"Da bambina la mia impressione più vivida della musica invernale è nata dalle canzoni e dagli inni registrati nelle chiese o nelle grandi sale, ricche della propria unica atmosfera e tradizione. In quello spirito, mi sono recata in vari simili luoghi che ho imparato ad apprezzare nei miei viaggi"

E sono proprio la sobrietà, la calma e la tenerezza di intimi attimi di preghiera ad illuminare tiepidamente questo "To Drive the Cold Winter Away" (1987), secondo album della canadese e, ancora una volta, ispirato alla semplicità dei luoghi in cui è stato registrato, come ad esempio la "Church Of Our Lady" in Guelph, oppure in Irlanda, in Ontario od in un monastero benedettino.

Scarsa forma ma tanto contenuto, dunque: difatti questo disco è uno squisito collage di canzoni natalizie e stagionali dal sapore casereccio e tradizionale, privo di quei magistrali arrangiamenti che hanno reso sublimi i capolavori successivi ma anzi spoglio e quasi rarefatto, complice una produzione che, ad un primo impatto, potrebbe sembrare mal gestita e superficiale anche a causa di alcuni rumori di sottofondo.

"Spero che questi rumori non distraggano l'ascoltatore ma piuttosto che vengano accettati come le tracce di paglia su un maglione di lana che tua nonna ti ha fatto per tenere lontano l'inverno"

Ma l'intento della McKennitt è proprio quello di spogliare la produzione dell'album per esaltarne la nudità: non a caso canzoni come "The King" e "Let All that Are to Mirth Inclined" spiccano proprio per gli echi soffusi, i riverberi e i suoni un po' sfocati che rendono l'atmosfera assolutamente consona allo spirito celebrativo e volutamente poco rifinito di questo lavoro.

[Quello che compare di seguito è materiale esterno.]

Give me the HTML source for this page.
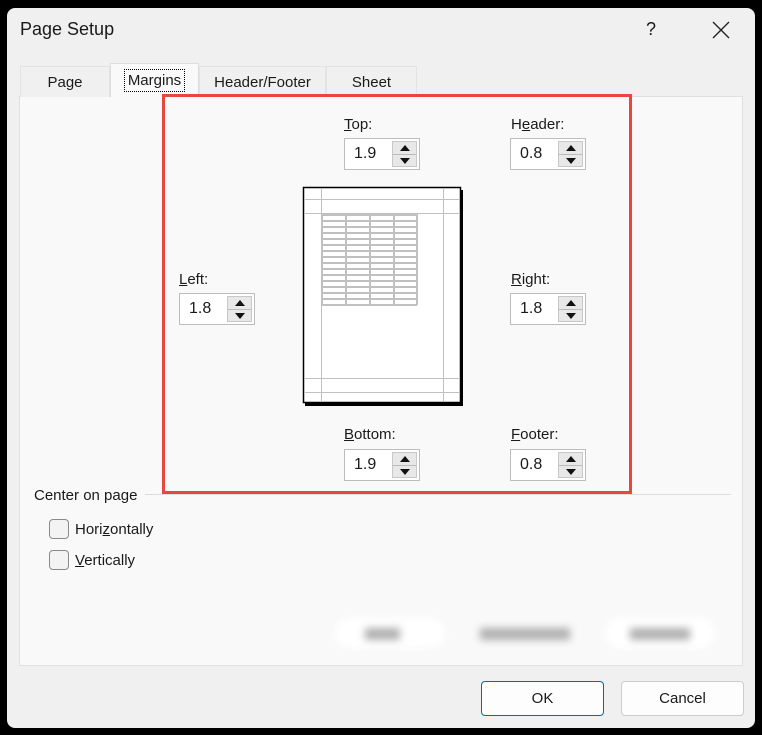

La scarna tradizione è, per così dire, un po' l'asso nella manica della Loreena "pre-eclettismo", e anche in questo caso lo dimostra egregiamente.

Maggior parte dei brani qui contenuti pende esclusivamente dalle labbra, anzi dall'ugola (d'oro, sottinteso) di Loreena: e che appiglio! Episodi quali "Balulalow" e "The Wexford Carol" non lasciano immediatamente il segno, proprio perchè ad ascoltarli si rimane prigionieri di queste ninne nanne angeliche, incantati e soprattutto cullati teneramente dagli slanci vocali della nostra artista che si librano nell'aria come un manto di petali di rose.

Si fanno sentire qua e là delicatissimi sprazzi di folk, come in "The Seasons" e nella già citata "The King", mentre la strumentale "The Stockford Carol" illumina con sonnolento tepore un rustico salotto lambito dal placido scoppiettare di un fuoco nel camino; "Snow", per contro, splende di un candore natalizio zuccherato da festosi flauti.

Non sarà quindi un ascolto facilissimo, non sarà nemmeno il migliore album di Loreena e non godrà di una produzione impeccabile, ma "To Drive the Cold Winter Away" è (e adesso il paragone lo faccio io) come i biscotti fatti dalla nonnina: certo non hanno la stessa qualità e pubblicità della Mulino Bianco, ma diamine, in questi biscotti (e in questo disco) si gusta fino in fondo la vera tradizione e si sente tanto, tanto cuore.